# Exercise instructions
Restate the listing that follows word for word, without its pictures.

# Data extract
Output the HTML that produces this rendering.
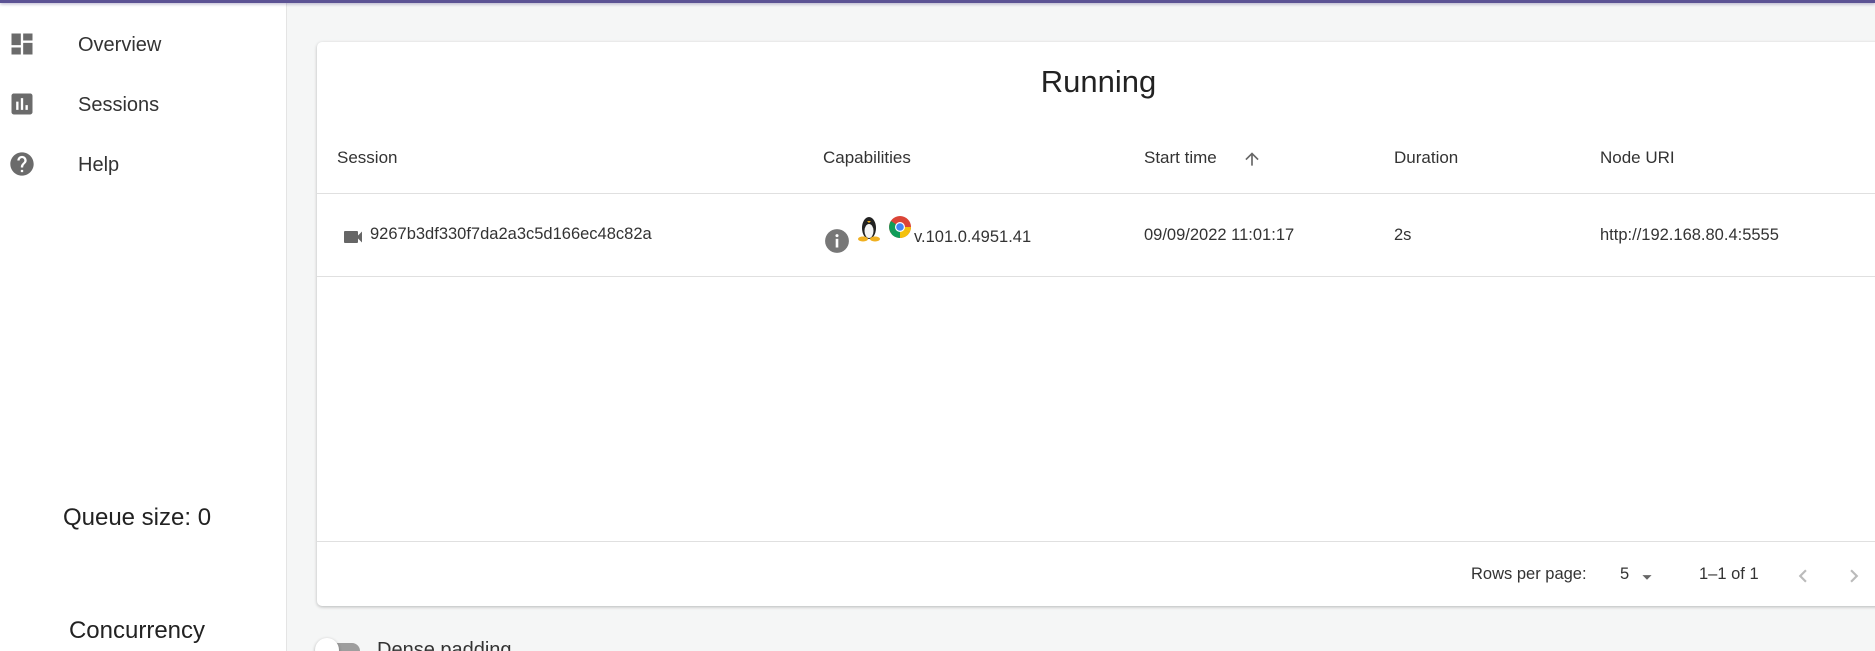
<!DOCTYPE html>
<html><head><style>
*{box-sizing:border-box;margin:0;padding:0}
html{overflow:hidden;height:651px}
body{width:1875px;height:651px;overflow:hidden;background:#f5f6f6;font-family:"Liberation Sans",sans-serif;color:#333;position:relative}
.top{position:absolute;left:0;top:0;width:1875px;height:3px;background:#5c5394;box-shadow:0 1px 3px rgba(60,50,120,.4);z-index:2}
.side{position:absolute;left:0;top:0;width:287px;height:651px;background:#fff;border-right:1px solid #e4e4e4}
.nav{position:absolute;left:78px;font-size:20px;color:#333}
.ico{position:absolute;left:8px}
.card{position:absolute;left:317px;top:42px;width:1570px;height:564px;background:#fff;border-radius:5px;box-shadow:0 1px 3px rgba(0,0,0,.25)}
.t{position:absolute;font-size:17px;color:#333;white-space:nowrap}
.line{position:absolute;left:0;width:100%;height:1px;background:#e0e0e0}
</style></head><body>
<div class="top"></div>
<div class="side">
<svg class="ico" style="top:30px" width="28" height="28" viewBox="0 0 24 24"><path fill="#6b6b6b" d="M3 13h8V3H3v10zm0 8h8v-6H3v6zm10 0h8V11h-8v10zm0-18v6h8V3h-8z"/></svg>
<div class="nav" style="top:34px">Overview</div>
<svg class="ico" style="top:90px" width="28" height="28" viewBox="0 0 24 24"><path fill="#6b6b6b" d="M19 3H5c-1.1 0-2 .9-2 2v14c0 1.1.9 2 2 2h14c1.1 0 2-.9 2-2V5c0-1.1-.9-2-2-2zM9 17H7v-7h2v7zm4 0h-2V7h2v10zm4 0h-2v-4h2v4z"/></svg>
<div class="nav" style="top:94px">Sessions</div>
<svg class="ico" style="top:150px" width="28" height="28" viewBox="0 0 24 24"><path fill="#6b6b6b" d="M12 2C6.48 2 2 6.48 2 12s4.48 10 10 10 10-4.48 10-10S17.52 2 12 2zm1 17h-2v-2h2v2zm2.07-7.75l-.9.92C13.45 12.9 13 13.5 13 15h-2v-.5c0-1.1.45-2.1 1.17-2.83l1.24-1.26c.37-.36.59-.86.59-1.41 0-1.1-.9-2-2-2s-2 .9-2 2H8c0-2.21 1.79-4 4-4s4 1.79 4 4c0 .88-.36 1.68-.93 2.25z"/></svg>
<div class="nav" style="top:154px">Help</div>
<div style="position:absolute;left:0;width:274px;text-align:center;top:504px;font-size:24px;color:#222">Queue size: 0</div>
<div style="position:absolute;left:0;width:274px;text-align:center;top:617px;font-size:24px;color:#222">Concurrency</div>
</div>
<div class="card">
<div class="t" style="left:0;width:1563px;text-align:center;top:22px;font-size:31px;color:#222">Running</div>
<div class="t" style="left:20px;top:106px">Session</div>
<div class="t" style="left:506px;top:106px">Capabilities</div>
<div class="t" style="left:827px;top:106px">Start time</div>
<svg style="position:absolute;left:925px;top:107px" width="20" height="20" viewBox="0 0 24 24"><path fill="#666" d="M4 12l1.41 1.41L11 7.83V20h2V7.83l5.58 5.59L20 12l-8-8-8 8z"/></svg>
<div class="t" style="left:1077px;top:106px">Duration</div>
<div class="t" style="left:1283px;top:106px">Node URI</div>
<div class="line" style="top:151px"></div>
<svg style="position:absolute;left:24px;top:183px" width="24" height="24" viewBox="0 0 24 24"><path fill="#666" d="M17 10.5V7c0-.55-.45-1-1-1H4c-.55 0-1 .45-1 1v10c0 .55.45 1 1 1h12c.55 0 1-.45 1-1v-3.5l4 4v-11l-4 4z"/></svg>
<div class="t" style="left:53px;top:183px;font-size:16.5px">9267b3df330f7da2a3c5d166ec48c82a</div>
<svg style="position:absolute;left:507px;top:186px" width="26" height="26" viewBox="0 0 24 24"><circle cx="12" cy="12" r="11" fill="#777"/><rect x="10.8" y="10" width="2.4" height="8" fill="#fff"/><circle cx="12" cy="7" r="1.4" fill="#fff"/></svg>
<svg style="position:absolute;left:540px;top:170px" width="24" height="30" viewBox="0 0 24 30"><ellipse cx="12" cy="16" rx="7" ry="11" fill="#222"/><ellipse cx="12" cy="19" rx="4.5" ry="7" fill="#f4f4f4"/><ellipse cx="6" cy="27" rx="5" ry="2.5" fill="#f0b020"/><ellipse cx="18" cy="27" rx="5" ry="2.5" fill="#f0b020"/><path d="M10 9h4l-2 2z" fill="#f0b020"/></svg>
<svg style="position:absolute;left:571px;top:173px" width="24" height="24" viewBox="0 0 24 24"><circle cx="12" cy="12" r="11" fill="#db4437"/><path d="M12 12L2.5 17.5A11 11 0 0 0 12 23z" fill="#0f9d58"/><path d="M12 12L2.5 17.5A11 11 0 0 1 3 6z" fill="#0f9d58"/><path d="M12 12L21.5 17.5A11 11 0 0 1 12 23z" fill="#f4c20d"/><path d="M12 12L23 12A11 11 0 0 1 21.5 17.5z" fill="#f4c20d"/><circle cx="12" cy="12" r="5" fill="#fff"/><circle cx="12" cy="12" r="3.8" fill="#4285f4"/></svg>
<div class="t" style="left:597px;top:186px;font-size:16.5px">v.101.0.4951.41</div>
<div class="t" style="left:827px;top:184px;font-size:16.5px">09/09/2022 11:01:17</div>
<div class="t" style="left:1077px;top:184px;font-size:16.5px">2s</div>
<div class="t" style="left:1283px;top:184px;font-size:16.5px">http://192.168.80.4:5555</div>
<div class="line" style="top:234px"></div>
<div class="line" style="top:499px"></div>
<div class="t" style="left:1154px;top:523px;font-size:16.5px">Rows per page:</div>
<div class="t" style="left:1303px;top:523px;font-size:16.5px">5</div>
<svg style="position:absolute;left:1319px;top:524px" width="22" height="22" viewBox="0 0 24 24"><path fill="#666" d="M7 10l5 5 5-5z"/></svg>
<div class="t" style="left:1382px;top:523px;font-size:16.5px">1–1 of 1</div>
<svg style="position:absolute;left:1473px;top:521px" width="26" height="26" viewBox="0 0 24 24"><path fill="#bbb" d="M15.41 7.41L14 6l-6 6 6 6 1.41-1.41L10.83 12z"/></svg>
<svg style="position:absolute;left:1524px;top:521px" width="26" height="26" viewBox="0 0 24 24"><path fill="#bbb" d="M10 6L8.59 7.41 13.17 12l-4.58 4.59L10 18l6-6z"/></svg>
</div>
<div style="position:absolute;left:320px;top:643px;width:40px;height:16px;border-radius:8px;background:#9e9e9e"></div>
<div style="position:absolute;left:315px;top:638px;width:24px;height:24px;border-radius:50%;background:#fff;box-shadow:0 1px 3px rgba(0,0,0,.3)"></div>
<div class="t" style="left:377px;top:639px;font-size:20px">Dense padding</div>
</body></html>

# Reply to the exercise
Output the HTML that produces this rendering.
<!DOCTYPE html>
<html><head><style>
*{box-sizing:border-box;margin:0;padding:0}
html{overflow:hidden;height:651px}
body{width:1875px;height:651px;overflow:hidden;background:#f5f6f6;font-family:"Liberation Sans",sans-serif;color:#333;position:relative}
.top{position:absolute;left:0;top:0;width:1875px;height:3px;background:#5c5394;box-shadow:0 1px 3px rgba(60,50,120,.4);z-index:2}
.side{position:absolute;left:0;top:0;width:287px;height:651px;background:#fff;border-right:1px solid #e4e4e4}
.nav{position:absolute;left:78px;font-size:20px;color:#333}
.ico{position:absolute;left:8px}
.card{position:absolute;left:317px;top:42px;width:1570px;height:564px;background:#fff;border-radius:5px;box-shadow:0 1px 3px rgba(0,0,0,.25)}
.t{position:absolute;font-size:17px;color:#333;white-space:nowrap}
.line{position:absolute;left:0;width:100%;height:1px;background:#e0e0e0}
</style></head><body>
<div class="top"></div>
<div class="side">
<svg class="ico" style="top:30px" width="28" height="28" viewBox="0 0 24 24"><path fill="#6b6b6b" d="M3 13h8V3H3v10zm0 8h8v-6H3v6zm10 0h8V11h-8v10zm0-18v6h8V3h-8z"/></svg>
<div class="nav" style="top:34px">Overview</div>
<svg class="ico" style="top:90px" width="28" height="28" viewBox="0 0 24 24"><path fill="#6b6b6b" d="M19 3H5c-1.1 0-2 .9-2 2v14c0 1.1.9 2 2 2h14c1.1 0 2-.9 2-2V5c0-1.1-.9-2-2-2zM9 17H7v-7h2v7zm4 0h-2V7h2v10zm4 0h-2v-4h2v4z"/></svg>
<div class="nav" style="top:94px">Sessions</div>
<svg class="ico" style="top:150px" width="28" height="28" viewBox="0 0 24 24"><path fill="#6b6b6b" d="M12 2C6.48 2 2 6.48 2 12s4.48 10 10 10 10-4.48 10-10S17.52 2 12 2zm1 17h-2v-2h2v2zm2.07-7.75l-.9.92C13.45 12.9 13 13.5 13 15h-2v-.5c0-1.1.45-2.1 1.17-2.83l1.24-1.26c.37-.36.59-.86.59-1.41 0-1.1-.9-2-2-2s-2 .9-2 2H8c0-2.21 1.79-4 4-4s4 1.79 4 4c0 .88-.36 1.68-.93 2.25z"/></svg>
<div class="nav" style="top:154px">Help</div>
<div style="position:absolute;left:0;width:274px;text-align:center;top:504px;font-size:24px;color:#222">Queue size: 0</div>
<div style="position:absolute;left:0;width:274px;text-align:center;top:617px;font-size:24px;color:#222">Concurrency</div>
</div>
<div class="card">
<div class="t" style="left:0;width:1563px;text-align:center;top:22px;font-size:31px;color:#222">Running</div>
<div class="t" style="left:20px;top:106px">Session</div>
<div class="t" style="left:506px;top:106px">Capabilities</div>
<div class="t" style="left:827px;top:106px">Start time</div>
<svg style="position:absolute;left:925px;top:107px" width="20" height="20" viewBox="0 0 24 24"><path fill="#666" d="M4 12l1.41 1.41L11 7.83V20h2V7.83l5.58 5.59L20 12l-8-8-8 8z"/></svg>
<div class="t" style="left:1077px;top:106px">Duration</div>
<div class="t" style="left:1283px;top:106px">Node URI</div>
<div class="line" style="top:151px"></div>
<svg style="position:absolute;left:24px;top:183px" width="24" height="24" viewBox="0 0 24 24"><path fill="#666" d="M17 10.5V7c0-.55-.45-1-1-1H4c-.55 0-1 .45-1 1v10c0 .55.45 1 1 1h12c.55 0 1-.45 1-1v-3.5l4 4v-11l-4 4z"/></svg>
<div class="t" style="left:53px;top:183px;font-size:16.5px">9267b3df330f7da2a3c5d166ec48c82a</div>
<svg style="position:absolute;left:507px;top:186px" width="26" height="26" viewBox="0 0 24 24"><circle cx="12" cy="12" r="11" fill="#777"/><rect x="10.8" y="10" width="2.4" height="8" fill="#fff"/><circle cx="12" cy="7" r="1.4" fill="#fff"/></svg>
<svg style="position:absolute;left:540px;top:170px" width="24" height="30" viewBox="0 0 24 30"><ellipse cx="12" cy="16" rx="7" ry="11" fill="#222"/><ellipse cx="12" cy="19" rx="4.5" ry="7" fill="#f4f4f4"/><ellipse cx="6" cy="27" rx="5" ry="2.5" fill="#f0b020"/><ellipse cx="18" cy="27" rx="5" ry="2.5" fill="#f0b020"/><path d="M10 9h4l-2 2z" fill="#f0b020"/></svg>
<svg style="position:absolute;left:571px;top:173px" width="24" height="24" viewBox="0 0 24 24"><circle cx="12" cy="12" r="11" fill="#db4437"/><path d="M12 12L2.5 17.5A11 11 0 0 0 12 23z" fill="#0f9d58"/><path d="M12 12L2.5 17.5A11 11 0 0 1 3 6z" fill="#0f9d58"/><path d="M12 12L21.5 17.5A11 11 0 0 1 12 23z" fill="#f4c20d"/><path d="M12 12L23 12A11 11 0 0 1 21.5 17.5z" fill="#f4c20d"/><circle cx="12" cy="12" r="5" fill="#fff"/><circle cx="12" cy="12" r="3.8" fill="#4285f4"/></svg>
<div class="t" style="left:597px;top:186px;font-size:16.5px">v.101.0.4951.41</div>
<div class="t" style="left:827px;top:184px;font-size:16.5px">09/09/2022 11:01:17</div>
<div class="t" style="left:1077px;top:184px;font-size:16.5px">2s</div>
<div class="t" style="left:1283px;top:184px;font-size:16.5px">http://192.168.80.4:5555</div>
<div class="line" style="top:234px"></div>
<div class="line" style="top:499px"></div>
<div class="t" style="left:1154px;top:523px;font-size:16.5px">Rows per page:</div>
<div class="t" style="left:1303px;top:523px;font-size:16.5px">5</div>
<svg style="position:absolute;left:1319px;top:524px" width="22" height="22" viewBox="0 0 24 24"><path fill="#666" d="M7 10l5 5 5-5z"/></svg>
<div class="t" style="left:1382px;top:523px;font-size:16.5px">1–1 of 1</div>
<svg style="position:absolute;left:1473px;top:521px" width="26" height="26" viewBox="0 0 24 24"><path fill="#bbb" d="M15.41 7.41L14 6l-6 6 6 6 1.41-1.41L10.83 12z"/></svg>
<svg style="position:absolute;left:1524px;top:521px" width="26" height="26" viewBox="0 0 24 24"><path fill="#bbb" d="M10 6L8.59 7.41 13.17 12l-4.58 4.59L10 18l6-6z"/></svg>
</div>
<div style="position:absolute;left:320px;top:643px;width:40px;height:16px;border-radius:8px;background:#9e9e9e"></div>
<div style="position:absolute;left:315px;top:638px;width:24px;height:24px;border-radius:50%;background:#fff;box-shadow:0 1px 3px rgba(0,0,0,.3)"></div>
<div class="t" style="left:377px;top:639px;font-size:20px">Dense padding</div>
</body></html>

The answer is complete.